The business intelligence and warehouse project currently being rolled out uses SAP NetWeaver to integrate legacy data going back four years with current data now being generated by SAP. Having all the data on the one platform is expected to help the company's buyers, located around the Far East, identify sales patterns so that they can optimise order placing and ensure delivery meets demands.

"For example, our buyers will be able to see the trends of say what happened this time last year and order and ship accordingly, but obviously taking into account variables such as Ramadan, which SAP accommodates automatically.

"All our team will have access to the system here and be able to mine the information to see what they need to be focusing on - what products they should be buying. They can see the stocking situation of different products in the distribution centres. See whether they are moving or not and, knowing that it will take five to six weeks to ship to replace, order accordingly."

They also have insight into the company's long-term promotional plans, to see what they need to consider and what they need to do.

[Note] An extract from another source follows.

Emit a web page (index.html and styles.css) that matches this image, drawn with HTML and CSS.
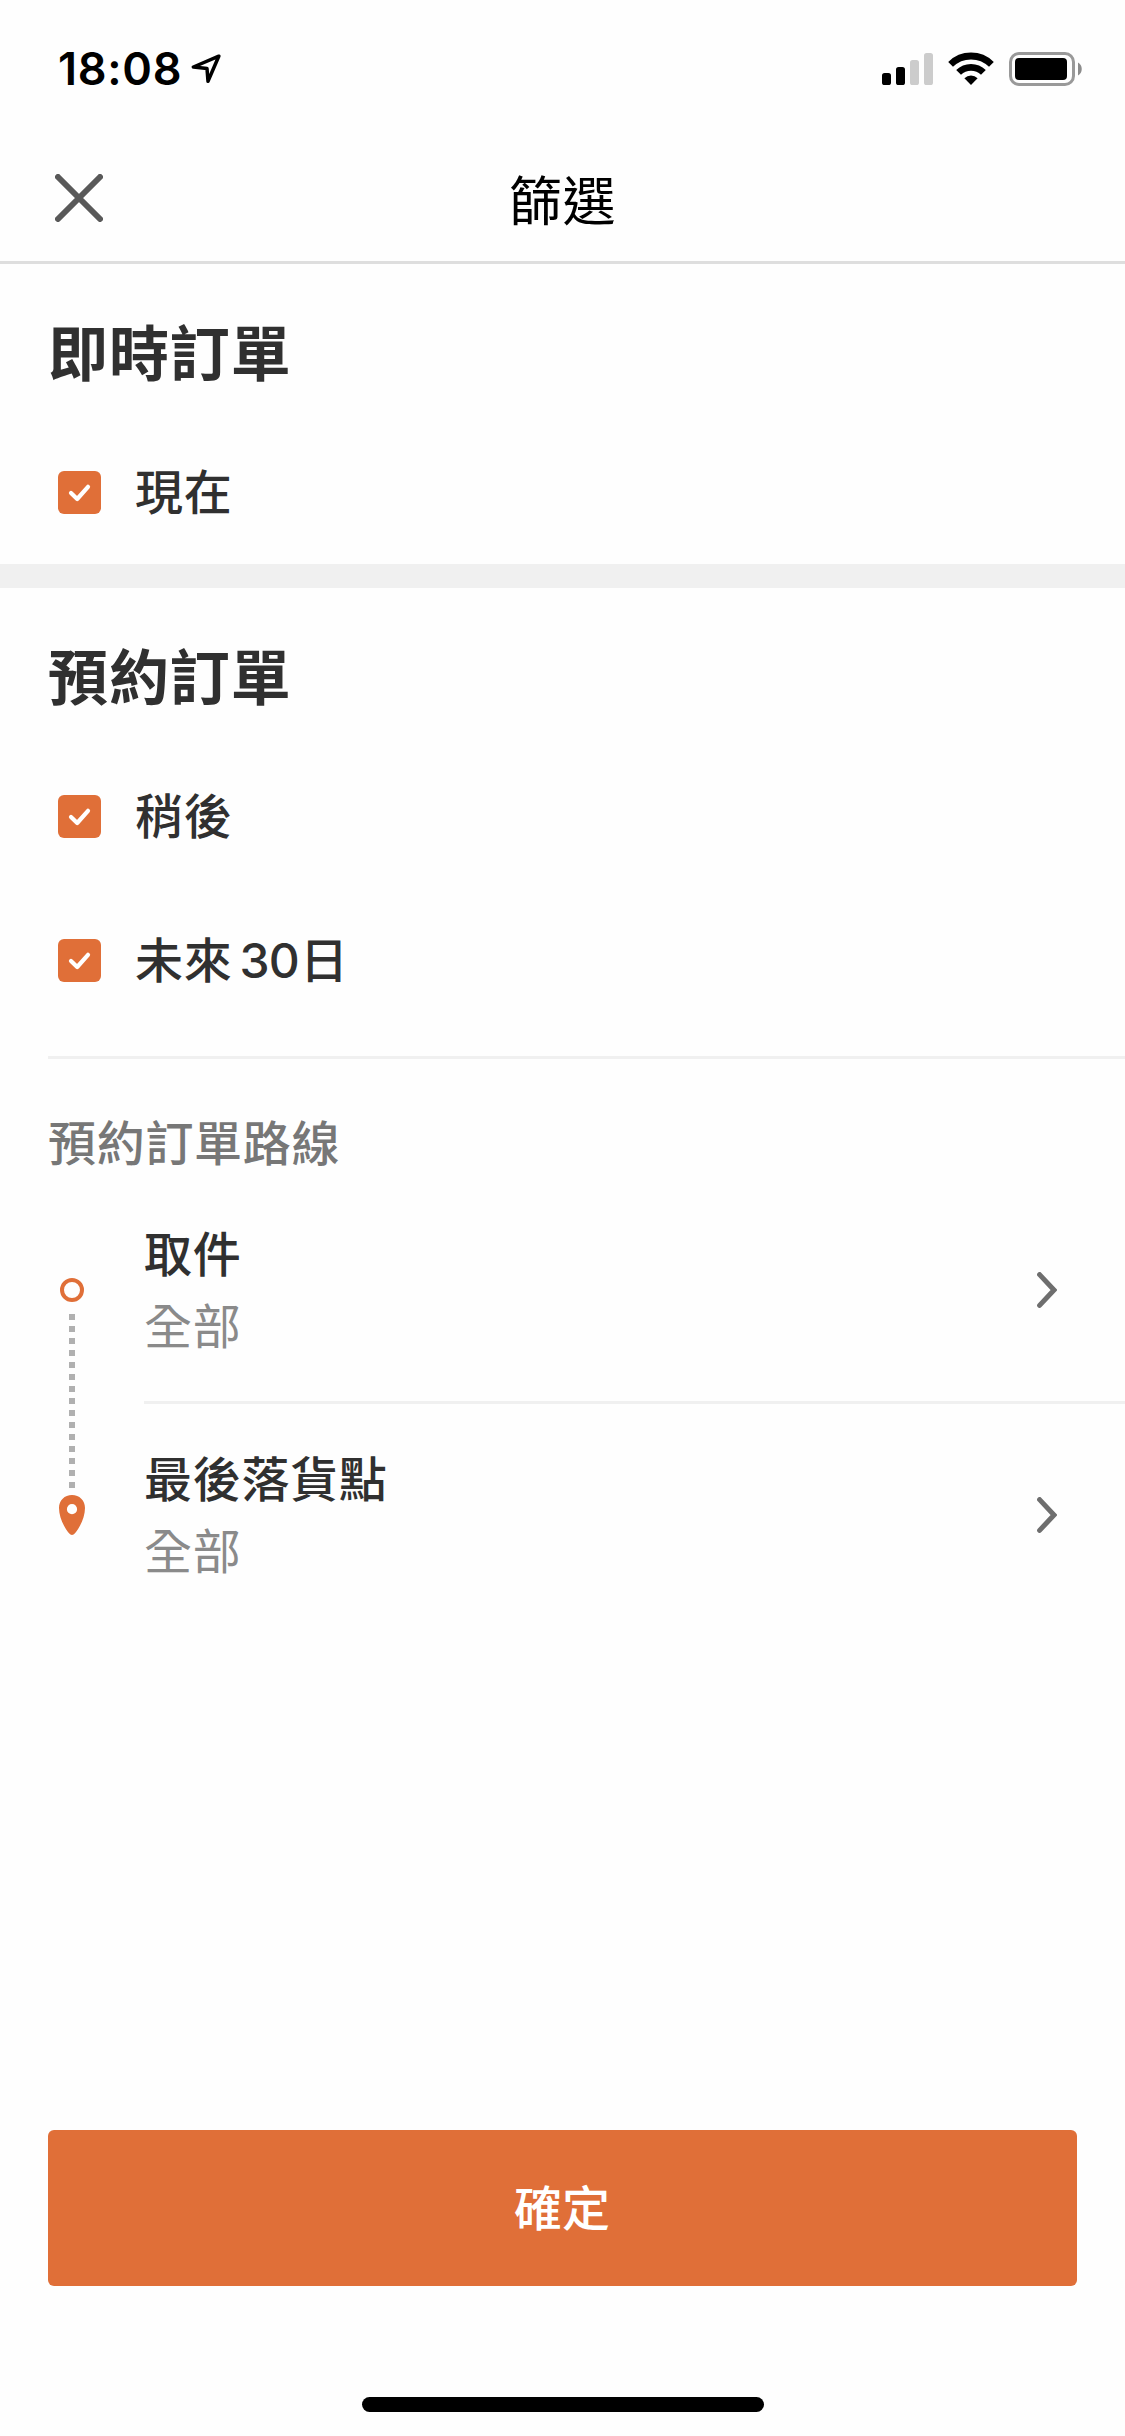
FILE: index.html
```html
<!DOCTYPE html>
<html lang="zh-Hant">
<head>
<meta charset="utf-8">
<title>篩選</title>
<link rel="stylesheet" href="styles.css">
</head>
<body>
<svg class="defs" aria-hidden="true">
  <symbol id="checkbox" viewBox="0 0 43 43">
    <rect width="43" height="43" rx="6" fill="#e06f38"/>
    <path d="M13 22l6.2 6L30 15.8" fill="none" stroke="#fff" stroke-width="4.2" stroke-linecap="round" stroke-linejoin="round"/>
  </symbol>
  <symbol id="chevron" viewBox="0 0 20 36">
    <path d="M2.6 2.6L17 18L2.6 33.4" fill="none" stroke="#6e6e6e" stroke-width="5" stroke-linecap="round"/>
  </symbol>
</svg>
<div class="screen">
  <div class="status">
    <div class="status-left">
      <span class="time">18:08</span>
      <svg class="location" viewBox="0 0 30 30"><path d="M27.8 2.2L2.4 13L16 14.6L17 27.3Z" fill="none" stroke="#000" stroke-width="3.5" stroke-linejoin="round"/></svg>
    </div>
    <div class="status-right">
      <svg class="signal" viewBox="0 0 51 34">
        <rect x="0" y="21" width="9" height="12" rx="2.6"/>
        <rect x="14" y="15" width="9" height="18" rx="2.6"/>
        <rect x="28" y="8" width="9" height="25" rx="2.6" fill="#ccc"/>
        <rect x="42" y="1" width="9" height="32" rx="2.6" fill="#ccc"/>
      </svg>
      <svg class="wifi" viewBox="0 0 46 34">
        <g fill="none" stroke="#000" stroke-width="6.8">
          <path d="M2.6 12.4A29 29 0 0 1 43.4 12.4"/>
          <path d="M10.6 20.4A17.6 17.6 0 0 1 35.4 20.4"/>
        </g>
        <path d="M23 33L16.4 26.2A9.4 9.4 0 0 1 29.6 26.2Z"/>
      </svg>
      <svg class="battery" viewBox="0 0 73 34">
        <rect x="1.5" y="1.5" width="63" height="31" rx="8.5" fill="none" stroke="#999" stroke-width="3"/>
        <rect x="6" y="6" width="52" height="22" rx="4"/>
        <path d="M69 10.5a7.5 7.5 0 0 1 0 13z" fill="#8c8c8c"/>
      </svg>
    </div>
  </div>
  <header class="nav">
    <svg class="close" viewBox="0 0 48 48"><path d="M3 3L45 45M45 3L3 45" stroke="#595959" stroke-width="6" stroke-linecap="round"/></svg>
    <h1 class="title">篩選</h1>
  </header>
  <main class="content">
    <section class="section">
      <h2 class="heading">即時訂單</h2>
      <label class="option"><svg class="box"><use href="#checkbox"/></svg><span class="option-text">現在</span></label>
    </section>
    <section class="section section-later">
      <h2 class="heading">預約訂單</h2>
      <label class="option"><svg class="box"><use href="#checkbox"/></svg><span class="option-text">稍後</span></label>
      <label class="option"><svg class="box"><use href="#checkbox"/></svg><span class="option-text">未來<span class="days">30</span>日</span></label>
    </section>
    <section class="routes">
      <h3 class="label">預約訂單路線</h3>
      <div class="route">
        <div class="rail">
          <div class="ring"></div>
          <div class="dots"></div>
          <svg class="pin" viewBox="0 0 26 40"><path fill="#e06f38" fill-rule="evenodd" d="M13 0C5.6 0 0 5.4 0 13C0 22 4.8 32 10 38.2Q13 41.6 16 38.2C21.2 32 26 22 26 13C26 5.4 20.4 0 13 0ZM13 9.1a5.1 5.1 0 1 1 0 10.2a5.1 5.1 0 1 1 0-10.2Z"/></svg>
        </div>
        <div class="stops">
          <div class="stop">
            <div class="stop-text"><div class="name">取件</div><div class="value">全部</div></div>
            <svg class="chevron"><use href="#chevron"/></svg>
          </div>
          <div class="stop">
            <div class="stop-text"><div class="name">最後落貨點</div><div class="value">全部</div></div>
            <svg class="chevron"><use href="#chevron"/></svg>
          </div>
        </div>
      </div>
    </section>
  </main>
  <footer class="footer">
    <button class="confirm">確定</button>
    <div class="home"></div>
  </footer>
</div>
</body>
</html>
```
FILE: styles.css
```css
* { box-sizing: border-box; }
body { margin: 0; background: #fff; }
svg { display: block; flex: none; }
.defs { width: 0; height: 0; position: absolute; }
h1, h2, h3 { margin: 0; }

.screen {
  width: 1125px;
  height: 2436px;
  display: flex;
  flex-direction: column;
  background: #fefefe;
  color: #303030;
  font-family: Inter, "Noto Sans CJK TC", sans-serif;
  font-size: 48px;
  line-height: 72px;
  letter-spacing: 0.7px;
}

.status {
  height: 132px;
  padding: 6px 43px 0 58px;
  display: flex;
  justify-content: space-between;
  align-items: center;
  color: #000;
}
.status-left { display: flex; align-items: center; gap: 9px; }
.time { font-size: 45px; font-weight: 600; letter-spacing: 0.7px; }
.location { width: 30px; height: 30px; }
.status-right { display: flex; align-items: center; gap: 15px; }
.signal { width: 51px; height: 34px; }
.wifi { width: 46px; height: 34px; }
.battery { width: 73px; height: 34px; }

.nav {
  height: 132px;
  padding: 3px 55px 0;
  display: grid;
  grid-template-columns: 48px 1fr 48px;
  align-items: center;
  border-bottom: 3px solid #dedede;
}
.close { width: 48px; height: 48px; }
.title {
  padding-top: 7px;
  color: #000;
  font-size: 53px;
  font-weight: 400;
  text-align: center;
}

.section { border-bottom: 24px solid #f0f0f0; }
.heading {
  height: 156px;
  padding: 24px 48px 0;
  font-size: 60px;
  font-weight: 700;
  line-height: 132px;
  letter-spacing: 0.9px;
}
.option {
  height: 144px;
  padding-left: 58px;
  display: flex;
  align-items: center;
  gap: 34px;
  font-weight: 500;
}
.option-text { padding-top: 2px; }
.box { width: 43px; height: 43px; }
.days { margin: 0 1px 0 7px; letter-spacing: -0.8px; }
.section-later { border: 0; padding-bottom: 24px; }

.label {
  height: 123px;
  margin-left: 48px;
  padding-top: 49px;
  border-top: 3px solid #f0f0f0;
  color: #777;
  font-size: 48px;
  font-weight: 500;
}
.route { display: grid; grid-template-columns: 144px 1fr; }
.rail {
  padding-top: 99px;
  display: flex;
  flex-direction: column;
  align-items: center;
}
.ring { width: 24px; height: 24px; border: 4px solid #e06f38; border-radius: 50%; }
.dots {
  width: 6px;
  height: 174px;
  margin: 12px 0 7px;
  background: repeating-linear-gradient(#b0b0b0 0 6px, transparent 6px 12px);
}
.pin { width: 26px; height: 40px; }
.stop {
  height: 222px;
  padding-right: 68px;
  display: flex;
  justify-content: space-between;
  align-items: center;
}
.stop + .stop { height: 225px; border-top: 3px solid #f0f0f0; }
.name { font-weight: 500; }
.stop-text { padding-top: 1px; }
.value { color: #8a8a8a; font-weight: 400; }
.chevron { width: 20px; height: 36px; }

.footer {
  margin-top: auto;
  padding: 0 48px 24px;
  display: flex;
  flex-direction: column;
  align-items: center;
  gap: 111px;
}
.confirm {
  width: 100%;
  height: 156px;
  padding: 1px 1px 0 0;
  border: 0;
  border-radius: 6px;
  background: #e06f38;
  color: #fff;
  font: inherit;
  font-weight: 500;
  letter-spacing: 0;
}
.home { width: 402px; height: 15px; border-radius: 8px; background: #000; }
```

Next on its development list, probably early next year, is the development of an enterprise portal using the NetWeaver integration SOA platform.With data volumes growing at between 40 to 45Gb a month, managers will have plenty of information to mine.

However, such growth could create database problems or at least risks, which is why Rao is contemplating a 'divide and rule' database strategy whereby a second implementation of SAP could be deployed at EMKE's Saudi site.

"If our database is going to get bigger, then maybe we will go for a separate database such as when we open our Saudi operations in 2007. We're still evaluating this," he says.

“I used to travel a lot. I was never available in this building.We had so many distributed centres. Now we have gone from localised to centralised computing and that makes a big difference.”
“Imagine if my supply chain comes down and I have delivery trucks sitting in different distributions centres and MySAP in the data centre has a problem. My entire supply chain is affected.”